As for its other products, Wealthfront also offers a high-yield cash account and portfolio lines of credit that let you borrow up to 30% of your portfolio (its lines of credit are only available for those with at least $25,000 in their account).

And it currently allows for an allocation of crypto trusts of up to 10% of your portfolio to protect against risk. While its crypto offering is uncommon for robo-advisors, investors who want to solely focus on crypto should consider other platforms.

Socially responsible portfolios

Wealthfront’s socially responsible option is best for investors who want to make an impact with their money. These portfolios rely on Blackrock funds that track socially responsible indices defined by MSCI.

Note, though, that expense ratios for the funds can range from 0.05% to 0.29%.

529 college savings plans

You can also save toward higher education for dependents with Wealthfront’s automated 529 plan. The robo-advisor simplifies this process in three steps:

  • Cost layout: It uses Department of Education data to display how much your desired college will cost when your dependent is expected to start school. Wealthfront also says this projection accounts for inflation, while including tuition, expenses, and how much financial aid may be available.
  • Goal-setting: Wealthfront helps you set a monthly savings goal that aligns with your expected future education costs.
  • Recommendations: If you have other goals beyond saving for education, Wealthfront will offer advice on how to successfully work toward both while staying on track financially.

You won’t have to pay any federal taxes on withdrawals you make, as long as they’re for qualified education expenses. Fees for this account range up to 0.46%.

Wealthfront: Is it trustworthy?

The Better Business Bureau gives Wealthfront an A- rating to reflect its opinion of how well the robo-advisor interacts with its customers. BBB ratings range from A+ to F, so this is one of the highest ratings a company can receive.

While BBB ratings don’t guarantee a company’s reliability or performance, they take into account several factors, including type of business, time in business, licensing and government actions, customer complaint history, and advertising issues.

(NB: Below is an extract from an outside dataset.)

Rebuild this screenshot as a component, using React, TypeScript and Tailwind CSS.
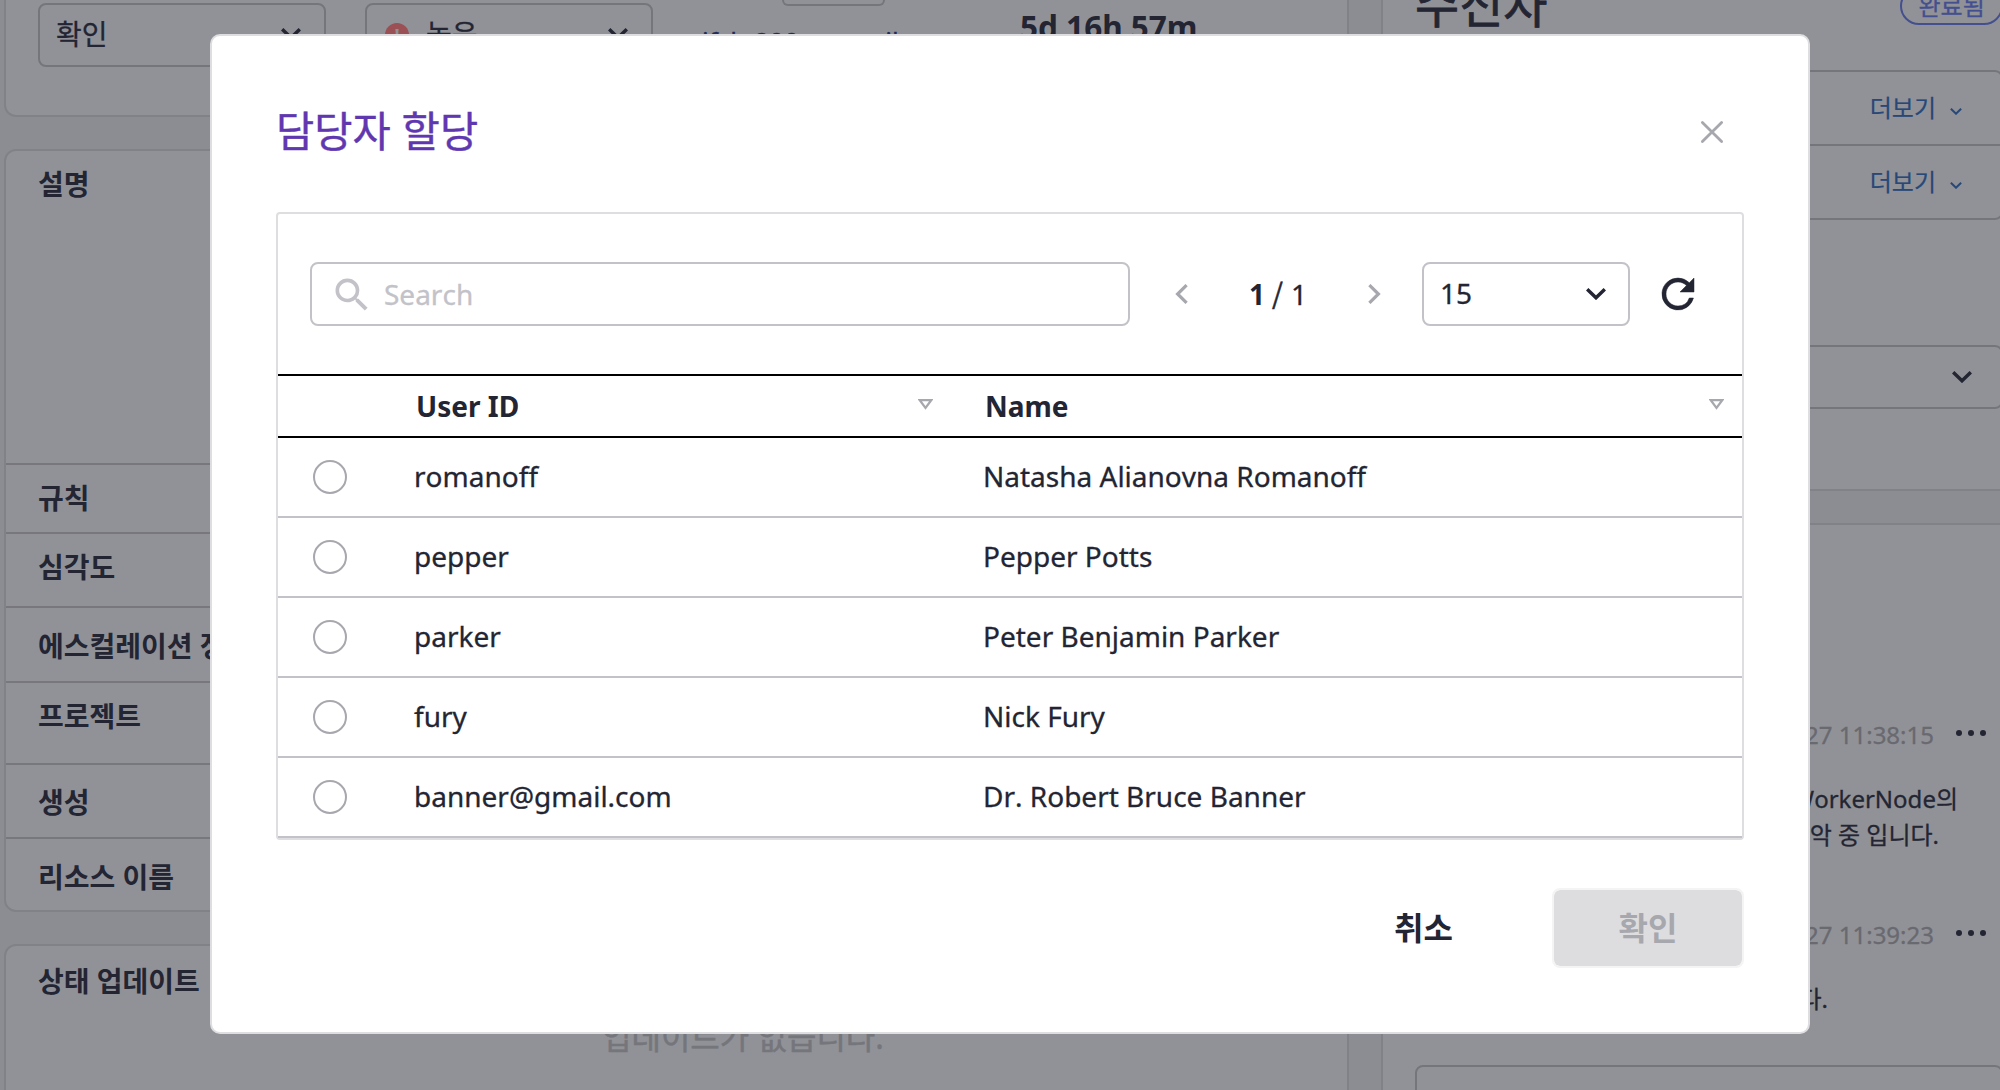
import React from "react";

const users = [
  { id: "romanoff", name: "Natasha Alianovna Romanoff" },
  { id: "pepper", name: "Pepper Potts" },
  { id: "parker", name: "Peter Benjamin Parker" },
  { id: "fury", name: "Nick Fury" },
  { id: "banner@gmail.com", name: "Dr. Robert Bruce Banner" },
];

function ChevronDown({ className }: { className: string }) {
  return (
    <svg viewBox="0 0 20 12" fill="none" stroke="currentColor" strokeWidth="3.4" strokeLinecap="butt" className={className}>
      <path d="M1.2 1.2 10 9.8 18.8 1.2" />
    </svg>
  );
}

function PageChevron({ flip }: { flip?: boolean }) {
  return (
    <svg viewBox="0 0 13 20" fill="none" stroke="currentColor" strokeWidth="3.2" className={flip ? "h-5 w-[13px] -scale-x-100" : "h-5 w-[13px]"}>
      <path d="M11.6 1.1 2.6 10l9 8.9" />
    </svg>
  );
}

function SortIcon() {
  return (
    <svg viewBox="0 0 15 11" fill="none" stroke="#a7a7ae" strokeWidth="2.2" className="h-[11px] w-[15px]">
      <path d="M1.8 1.2h11.4L7.5 8.8z" />
    </svg>
  );
}

function Dots() {
  return (
    <div className="flex w-[30px] justify-between">
      <i className="size-[6px] rounded-full bg-[#232533]" />
      <i className="size-[6px] rounded-full bg-[#232533]" />
      <i className="size-[6px] rounded-full bg-[#232533]" />
    </div>
  );
}

function DetailRow({ label, className }: { label: string; className: string }) {
  return (
    <div className={`border-t-2 border-[#77777d] pl-8 text-[28px] leading-[40px] font-bold ${className}`}>{label}</div>
  );
}

function MoreRow({ className }: { className: string }) {
  return (
    <div className={`flex items-center justify-end pr-[39px] text-[24px] text-[#274878] ${className}`}>
      <span className="[-webkit-text-stroke:0.2px]">더보기</span>
      <ChevronDown className="mt-[6px] ml-[14px] h-[7px] w-[12px]" />
    </div>
  );
}

function Background() {
  return (
    <div className="flex h-full w-[2010px] bg-[#8c8d92] pl-1">
      <div className="flex w-[1345px] shrink-0 flex-col">
        <section className="flex h-[117px] shrink-0 items-start rounded-b-[12px] border-2 border-t-0 border-[#818287] bg-[#919297] pt-[3px] pl-8 text-[28px]">
          <div className="flex h-16 w-72 items-center rounded-[8px] border-2 border-[#75767c] pr-[23px] pl-[16px]">
            <span className="-mt-[2px] [-webkit-text-stroke:0.3px]">확인</span>
            <ChevronDown className="-mt-[3px] ml-auto h-3 w-5" />
          </div>
          <div className="ml-[39px] flex h-16 w-72 items-center rounded-[8px] border-2 border-[#75767c] pr-[23px] pl-[18px]">
            <span className="flex h-6 w-6 items-center justify-center rounded-full bg-[#9b5055] text-[18px] font-bold text-[#919297]">!</span>
            <span className="-mt-[3px] ml-[17px] [-webkit-text-stroke:0.3px]">높음</span>
            <ChevronDown className="-mt-[3px] ml-auto h-3 w-5" />
          </div>
          <div className="-mt-[3px] ml-[49px] w-[238px] shrink-0">
            <div className="ml-[80px] h-[6px] w-[103px] rounded-b-[7px] border-2 border-t-0 border-[#75767c]" />
            <div className="mt-[19px] text-[26px] leading-[32px] whitespace-nowrap text-[#1e2c58] [-webkit-text-stroke:0.3px]">ifcb-200-macroil</div>
          </div>
          <div className="mt-[4px] ml-[80px] text-[31.5px] leading-10 font-bold whitespace-nowrap">5d 16h 57m</div>
        </section>

        <section className="mt-[32px] flex h-[763px] shrink-0 flex-col rounded-[12px] border-2 border-[#818287] bg-[#919297]">
          <div className="h-[312px] pt-[13px] pl-8 text-[28px] leading-[40px] font-bold">설명</div>
          <DetailRow className="h-[69px] pt-[13px]" label="규칙" />
          <DetailRow className="h-[74px] pt-[13px]" label="심각도" />
          <DetailRow className="h-[75px] pt-[18px]" label="에스컬레이션 정책" />
          <DetailRow className="h-[82px] pt-[13px]" label="프로젝트" />
          <DetailRow className="h-[74px] pt-[17px]" label="생성" />
          <DetailRow className="h-[73px] pt-[18px]" label="리소스 이름" />
        </section>

        <section className="mt-8 h-[200px] shrink-0 rounded-[12px] border-2 border-[#818287] bg-[#919297] pt-[15px] text-[28px]">
          <div className="pl-8 leading-[40px] font-bold">상태 업데이트</div>
          <div className="mt-[14px] pl-[596px] text-[32px] leading-[44px] text-[#75767c] [-webkit-text-stroke:0.5px]">업데이트가 없습니다.</div>
        </section>
      </div>

      <div className="ml-8 flex w-[640px] shrink-0 flex-col">
        <section className="h-[491px] shrink-0 border-b-2 border-l-2 border-[#818287] bg-[#919297] pl-8">
          <div className="flex h-[70px] items-start">
            <h2 className="mt-[-27px] text-[48px] leading-[64px] font-normal [-webkit-text-stroke:0.8px]">수신자</h2>
            <span className="mt-[-13px] ml-[353px] flex h-[38px] w-[103px] shrink-0 items-center rounded-full border-2 border-[#444f8f] pl-[16px] text-[24px] text-[#444f8f] [-webkit-text-stroke:0.3px]">완료됨</span>
          </div>
          <div className="mr-[18px] h-[150px] rounded-[8px] border-2 border-[#75767c]">
            <MoreRow className="h-[72px]" />
            <MoreRow className="h-[74px] border-t-2 border-[#75767c]" />
          </div>
          <div className="mt-[125px] mr-[18px] flex h-16 items-center justify-end rounded-[8px] border-2 border-[#75767c] pr-[29px]">
            <ChevronDown className="h-3 w-5" />
          </div>
        </section>
        <section className="mt-[32px] h-[600px] shrink-0 border-t-2 border-l-2 border-[#818287] bg-[#919297] pt-[190px] pl-8 text-[24px] [-webkit-text-stroke:0.3px]">
          <div className="flex h-[40px] items-center justify-end pr-[35px]">
            <span className="mr-[22px] text-[#696970]">2022-05-27 11:38:15</span>
            <div className="mb-[5px]"><Dots /></div>
          </div>
          <div className="mt-[26px] pr-[63px] text-right leading-[36px]">WorkerNode의</div>
          <div className="pr-[82px] text-right leading-[36px]">파악 중 입니다.</div>
          <div className="mt-[62px] flex h-[40px] items-center justify-end pr-[35px]">
            <span className="mr-[22px] text-[#696970]">2022-05-27 11:39:23</span>
            <div className="mb-[5px]"><Dots /></div>
          </div>
          <div className="mt-[26px] pr-[193px] text-right leading-[36px]">조치 중입니다.</div>
          <div className="mt-[48px] mr-[18px] h-20 rounded-[8px] border-2 border-[#75767c]" />
        </section>
      </div>
    </div>
  );
}

function Toolbar() {
  return (
    <div className="flex h-40 items-center pl-8">
      <div className="flex h-16 w-[820px] items-center rounded-[8px] border-2 border-[#c2c2c8] pl-[18px] text-[#c2c2c8]">
        <svg viewBox="0 0 24 24" fill="currentColor" className="mt-[1px] size-11">
          <path d="M15.5 14h-.79l-.28-.27A6.471 6.471 0 0 0 16 9.5 6.5 6.5 0 1 0 9.5 16c1.61 0 3.09-.59 4.23-1.57l.27.28v.79l5 4.99L20.49 19l-4.99-5zm-6 0C7.01 14 5 11.99 5 9.5S7.01 5 9.5 5 14 7.01 14 9.5 11.99 14 9.5 14z" />
        </svg>
        <span className="ml-[10px] text-[28px] [-webkit-text-stroke:0.3px]">Search</span>
      </div>
      <div className="ml-[45px] text-[#a7a7ae]"><PageChevron /></div>
      <div className="ml-[61px] flex w-[59px] items-center text-[28px]">
        <b>1</b>
        <span className="ml-[7px] font-['Noto_Sans_CJK_KR'] leading-[40px] [-webkit-text-stroke:0.5px]">/</span>
        <span className="ml-[8px] [-webkit-text-stroke:0.3px]">1</span>
      </div>
      <div className="ml-[60px] text-[#a7a7ae]"><PageChevron flip /></div>
      <div className="ml-[41px] flex h-16 w-52 items-center rounded-[8px] border-2 border-[#c2c2c8] pr-[22px] pl-4 text-[28px]">
        <span className="-mt-[2px] [-webkit-text-stroke:0.3px]">15</span>
        <ChevronDown className="ml-auto h-3 w-5" />
      </div>
      <svg viewBox="0 0 24 24" fill="currentColor" stroke="currentColor" strokeWidth="0.25" className="ml-6 size-12">
        <path d="M17.65 6.35A7.958 7.958 0 0 0 12 4a8 8 0 1 0 7.73 10h-2.08A5.99 5.99 0 0 1 12 18c-3.31 0-6-2.69-6-6s2.69-6 6-6c1.66 0 3.14.69 4.22 1.78L13 11h7V4l-2.35 2.35z" />
      </svg>
    </div>
  );
}

function AssignDialog() {
  return (
    <div className="absolute top-[34px] left-[210px] h-[1000px] w-[1600px] rounded-[10px] border-2 border-[#dedee0] bg-white px-16">
      <header className="flex h-44 items-center">
        <h1 className="mt-[13px] text-[41.6px] leading-[60px] font-normal text-[#5f38b0] [-webkit-text-stroke:0.4px]">담당자 할당</h1>
        <svg viewBox="0 0 24 24" fill="none" stroke="#a7a7ae" strokeWidth="2.8" strokeLinecap="round" className="mt-[16px] mr-[20px] ml-auto size-6">
          <path d="M2.4 2.6 21.6 21.4M21.6 2.6 2.4 21.4" />
        </svg>
      </header>
      <div className="h-[628px] rounded-[4px] border-2 border-[#dedee0]">
        <Toolbar />
        <div className="flex h-16 items-center border-y-2 border-black text-[28px] font-bold">
          <div className="w-[135px]" />
          <div className="flex w-[571px] items-center justify-between pr-[51px]">
            <span className="ml-[3px]">User ID</span>
            <span className="mb-[4px]"><SortIcon /></span>
          </div>
          <div className="flex flex-1 items-center justify-between pr-[18px]">
            <span className="ml-[1px]">Name</span>
            <span className="mb-[4px]"><SortIcon /></span>
          </div>
        </div>
        {users.map((u) => (
          <div key={u.id} className="flex h-20 items-center border-b-2 border-[#c2c2c8] text-[28px]">
            <i className="ml-[35px] size-[34px] rounded-full border-2 border-[#a7a7ae]" />
            <span className="-mt-[2px] ml-[67px] w-[569px] [-webkit-text-stroke:0.3px]">{u.id}</span>
            <span className="-mt-[2px] [-webkit-text-stroke:0.3px]">{u.name}</span>
          </div>
        ))}
      </div>
      <footer className="mt-[48px] flex items-center justify-end text-[32px] font-bold">
        <button className="px-4">취소</button>
        <button className="ml-[83px] h-20 w-[192px] rounded-[8px] border-2 border-[#f4f4f5] bg-[#dddddf] bg-clip-padding text-[#a7a7ae]">확인</button>
      </footer>
    </div>
  );
}

export default function App() {
  return (
    <div
      lang="ko"
      className="relative h-[1090px] w-[2000px] overflow-hidden font-['Noto_Sans','Noto_Sans_CJK_KR',sans-serif] text-[#232533] [font-kerning:none]"
    >
      <Background />
      <AssignDialog />
    </div>
  );
}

According to BBB data, Wealthfront has closed three complaints in the last 12 months and currently has no unresolved complaints.

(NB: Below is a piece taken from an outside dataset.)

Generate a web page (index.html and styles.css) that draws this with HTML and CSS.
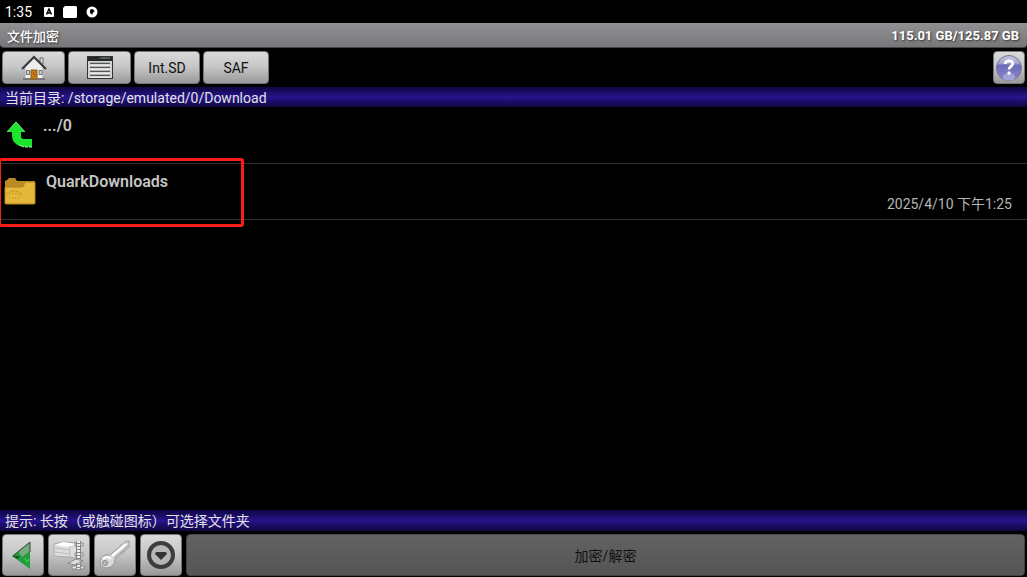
FILE: index.html
```html
<!DOCTYPE html>
<html lang="zh-CN">
<head>
<meta charset="utf-8">
<meta name="viewport" content="width=device-width, initial-scale=1">
<title>文件加密</title>
<link rel="stylesheet" href="styles.css">
</head>
<body>
<div class="app">
  <div class="status">
    <span class="clock">1:35</span>
    <svg class="status-icon" width="10" height="12" viewBox="0 0 10 12"><rect y="1" width="10" height="10" rx="1" fill="#fff"/><path d="M2.500 8.500 5 3l2.500 5.500M3.500 7h3" fill="none" stroke="#000" stroke-width="1.400"/></svg>
    <svg class="status-icon" width="14" height="12" viewBox="0 0 14 12"><path d="M2 0h11l1 1v10l-1 1H1l-1-1V2z" fill="#fff"/></svg>
    <svg class="status-icon" width="12" height="12" viewBox="0 0 12 12"><circle cx="6" cy="6" r="5.500" fill="#fff"/><path d="M4 5q0-2 2-2t2.500 2.500L6.500 7v2L4 7z" fill="#000"/></svg>
  </div>
  <header class="titlebar">
    <h1 class="title">文件加密</h1>
    <span class="space">115.01 GB/125.87 GB</span>
  </header>
  <nav class="toolbar">
    <button class="btn wide" type="button" aria-label="主目录">
      <svg width="26" height="26" viewBox="0 0 26 26"><path d="M19 3h3v6h-3z" fill="#ddd" stroke="#666"/><path d="M4 12 13 3l9 9v12H4z" fill="#eee" stroke="#aaa"/><path d="M2 24h22" stroke="#777" stroke-width="2"/><path d="M1 14 13 2l12 12" fill="none" stroke="#3c3c40" stroke-width="2.200"/><path d="M10 15h6v9h-6z" fill="#bd7d13" stroke="#8f6015"/><path d="M5.500 15.500h3v4h-3zM18 15.500h3v4h-3z" fill="#e5d6a4" stroke="#66718a"/><path d="M12 17h1v2h-1zM13 19h1v2h-1z" fill="#df3822"/></svg>
    </button>
    <button class="btn wide" type="button" aria-label="列表">
      <svg width="26" height="24" viewBox="0 0 26 24"><rect x=".5" y=".5" width="25" height="22" fill="#d2d2d2" stroke="#333"/><path d="M1 1h24v4H1z" fill="#25272a"/><path d="M11 3h12V1h-8z" fill="#515b58"/><path d="M3 7.500h20M3 11.500h20M3 15.500h20M3 19.500h20" stroke="#555" stroke-width="1.500"/><path d="M3 9h20M3 13h20M3 17h20M3 21h20" stroke="#fff"/></svg>
    </button>
    <button class="btn text" type="button">Int.SD</button>
    <button class="btn text" type="button">SAF</button>
    <button class="btn help" type="button" aria-label="帮助">
      <svg width="28" height="28" viewBox="0 0 28 28"><defs><linearGradient id="ball" x2="0" y2="1"><stop stop-color="#c5c5e2"/><stop offset=".3" stop-color="#a9a9d2"/><stop offset=".4" stop-color="#6b6bb7"/><stop offset="1" stop-color="#8b8bd0"/></linearGradient></defs><circle cx="14" cy="14" r="12.500" fill="url(#ball)" stroke="#7474a3"/><path d="M8 25q-1-6 6-6t6 6q-6 3-12 0" fill="#a3a3d6"/><path d="M10.200 10c0-4.500 8-4 7.500 0-.4 2.500-3.700 2.500-3.700 5.500" fill="none" stroke="#fff" stroke-width="2.800"/><circle cx="14" cy="19" r="1.700" fill="#fff"/></svg>
    </button>
  </nav>
  <div class="band path">当前目录: /storage/emulated/0/Download</div>
  <main class="files">
    <article class="row">
      <svg class="row-icon" width="40" height="32" viewBox="0 0 40 32"><path d="M16 3 25 13h-4v4q0 3 3 3h8v8h-8q-12-2-12-12v-3H7z" fill="#1be52d"/><path d="m16 3-9 10M25 13l-9-10" stroke="#7bee7d" fill="none"/><path d="M32 28h-8l-5-2" stroke="#b9edbc" stroke-dasharray="3 1" fill="none"/></svg>
      <h2 class="name up">.../0</h2>
    </article>
    <article class="row entry">
      <svg class="row-icon" width="40" height="32" viewBox="0 0 40 32"><path d="M5 8V5l2-1 2-2h6l2 3h4v3z" fill="#b98a25"/><path d="M5 7h13l3-2h14v7H5z" fill="#b98a25"/><path d="M5 11h18l2-5h9q1 0 1 1v20q0 1-1 1H6q-1 0-1-1z" fill="#e5b83b" stroke="#b58223"/><path d="M7 18q7-6 15 0" stroke="#a77a18" fill="none" stroke-dasharray="1 1"/><path d="M7 20q7-5 16 0M9 22h10" stroke="#b28722" fill="none" stroke-dasharray="1 2"/></svg>
      <h2 class="name">QuarkDownloads</h2>
      <time class="date" datetime="2025-04-10T13:25">2025/4/10 下午1:25</time>
      <span class="highlight"></span>
    </article>
  </main>
  <div class="band hint">提示: 长按（或触碰图标）可选择文件夹</div>
  <footer class="actions">
    <button class="btn tool" type="button" aria-label="返回">
      <svg width="32" height="32" viewBox="0 0 32 32"><path d="M23 3v27L5 17z" fill="#239c3c"/><path d="m11 12 12-9v9l-8 6z" fill="#78a87d"/><path d="M6 17 23 3v10" fill="none" stroke="#344b39"/><path d="M5 17h8l-2 3z" fill="#285133"/><path d="m18 19 2 4 2-3" stroke="#43e74e" fill="none"/></svg>
    </button>
    <button class="btn tool" type="button" aria-label="压缩">
      <svg width="34" height="32" viewBox="0 0 34 32"><path d="m2 5 9-2 14 1v15l-10-1-13-1z" fill="#dedede" stroke="#aaa"/><path d="m3 6 8-3 13 2-8 3z" fill="#fff"/><path d="m3 9 15 2M3 13l15 2M18 7v11" stroke="#bcbcbc"/><path d="M23 4h8v3h-8zM23 14h8v3h-8zM20 27h12v3H20z" fill="#e6e6e6" stroke="#888"/><path d="M26.500 2v28" stroke="#888" stroke-width="5"/><path d="M26.500 2v28" stroke="#eee" stroke-width="3" stroke-dasharray="2 1"/><path d="m16 24 8-4 7 2-9 4z" fill="#ddd" stroke="#888"/></svg>
    </button>
    <button class="btn tool" type="button" aria-label="密钥">
      <svg width="34" height="34" viewBox="0 0 34 34"><path d="M12 17 27 4l4-1v6L17 21q0 8-8 9-7 0-7-7 2-7 10-6z" fill="#d8d8d8" stroke="#999"/><path d="M14 18 28 6" stroke="#fff" stroke-width="2"/><path d="m16 20 14-12M23 15l2 1m0-3 2 1" stroke="#999"/><circle cx="7" cy="25" r="2.500" fill="#bbb" stroke="#888"/><path d="M5 21q4-4 8 0" fill="none" stroke="#fff" stroke-width="2"/></svg>
    </button>
    <button class="btn tool" type="button" aria-label="更多">
      <svg width="30" height="30" viewBox="0 0 30 30"><circle cx="15" cy="15" r="12" fill="#b6b6b6" stroke="#3c3c3c" stroke-width="4"/><path d="M10 12h10l1 2-6 6-6-6z" fill="#333"/></svg>
    </button>
    <button class="btn encrypt" type="button" disabled>加密/解密</button>
  </footer>
</div>
</body>
</html>
```
FILE: styles.css
```css
* { box-sizing: border-box; }
body { margin: 0; background: #000; font-family: Roboto, "Noto Sans CJK SC", sans-serif; font-size: 14px; color: #e2e2e2; }
h1, h2 { margin: 0; }
svg { display: block; flex: none; }
.app { display: flex; flex-direction: column; min-height: 100vh; }
.status { display: flex; align-items: center; height: 23px; padding-left: 5px; color: #fff; }
.clock { width: 39px; }
.status-icon { margin-right: 9px; }
.titlebar { display: flex; align-items: center; justify-content: space-between; height: 25px; padding: 0 8px 0 7px; background: linear-gradient(#919194, #77777a); border-bottom: 1px solid #454547; border-radius: 0 0 4px 4px; color: #fff; text-shadow: 1px 1px 2px #333; }
.title { font-size: 13px; font-weight: 500; }
.space { font-size: 13px; font-weight: 700; }
.toolbar { display: flex; gap: 3px; padding: 3px 2px; }
.btn { display: flex; align-items: center; justify-content: center; height: 33px; padding: 0; border: 1px solid #777; border-radius: 4px; background: linear-gradient(#dadada, #c5c5c5 50%, #999); color: #111; font: inherit; }
.wide { width: 63px; }
.text { width: 66px; }
.help { width: 32px; margin-left: auto; }
.band { height: 21px; padding-left: 5px; line-height: 22px; background: linear-gradient(#0c0740, #28138b 50%, #0c0740); white-space: nowrap; }
.path { height: 20px; }
.files { flex: 1; }
.row { position: relative; display: flex; height: 57px; padding: 11px 15px 0 0; border-bottom: 1px solid #303030; }
.entry { height: 56px; padding-top: 8px; }
.row-icon { margin-top: 1px; }
.entry .row-icon { margin-top: 4px; }
.name { margin-left: 6px; font-size: 16px; line-height: 19px; font-weight: 600; color: #c5c5c5; }
.up { margin-left: 3px; line-height: 15px; }
.date { margin: 0 0 7px auto; align-self: flex-end; line-height: 16px; color: #b5b5b5; }
.highlight { position: absolute; left: -1px; top: -6px; width: 245px; height: 69px; border: 3px solid #f91d12; border-left-width: 2px; border-radius: 3px; pointer-events: none; }
.actions { display: flex; gap: 4px; padding: 3px 2px 1px; }
.actions .btn { height: 42px; }
.tool { width: 42px; }
.actions .encrypt { flex: 1; border-color: #444; background: linear-gradient(#626262, #555); color: #111; }
```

Wealthfront — Frequently Asked Questions (FAQ)

Is Wealthfront worth the fee?

That depends on what you’re looking for. You’ll need a minimum of $500 to get started, and you’ll be responsible for a 0.25% annual fee (including fund fees). But these fees give you access to multiple investment types (ETFs, index funds, and crypto trusts), tax-loss harvesting, US direct indexing, socially responsible portfolio options, and much more.

And although the robo-advisor doesn’t offer ongoing advisor guidance, you can still contact its product specialist team at any time. The team consists of certified financial planners (CFPs), chartered financial analysts (CFAs), and certified public accountants (CPAs).

Can you lose money with Wealthfront?

Yes. As with any investment platform, your investments’ value may increase or decrease due to market factors outside of Wealthfront’s control. See a full list of the potential risks here.

How trustworthy is Wealthfront?

Wealthfront is a reputable platform and has been in business since 2008. The platform also currently has an A- with the Better Business Bureau.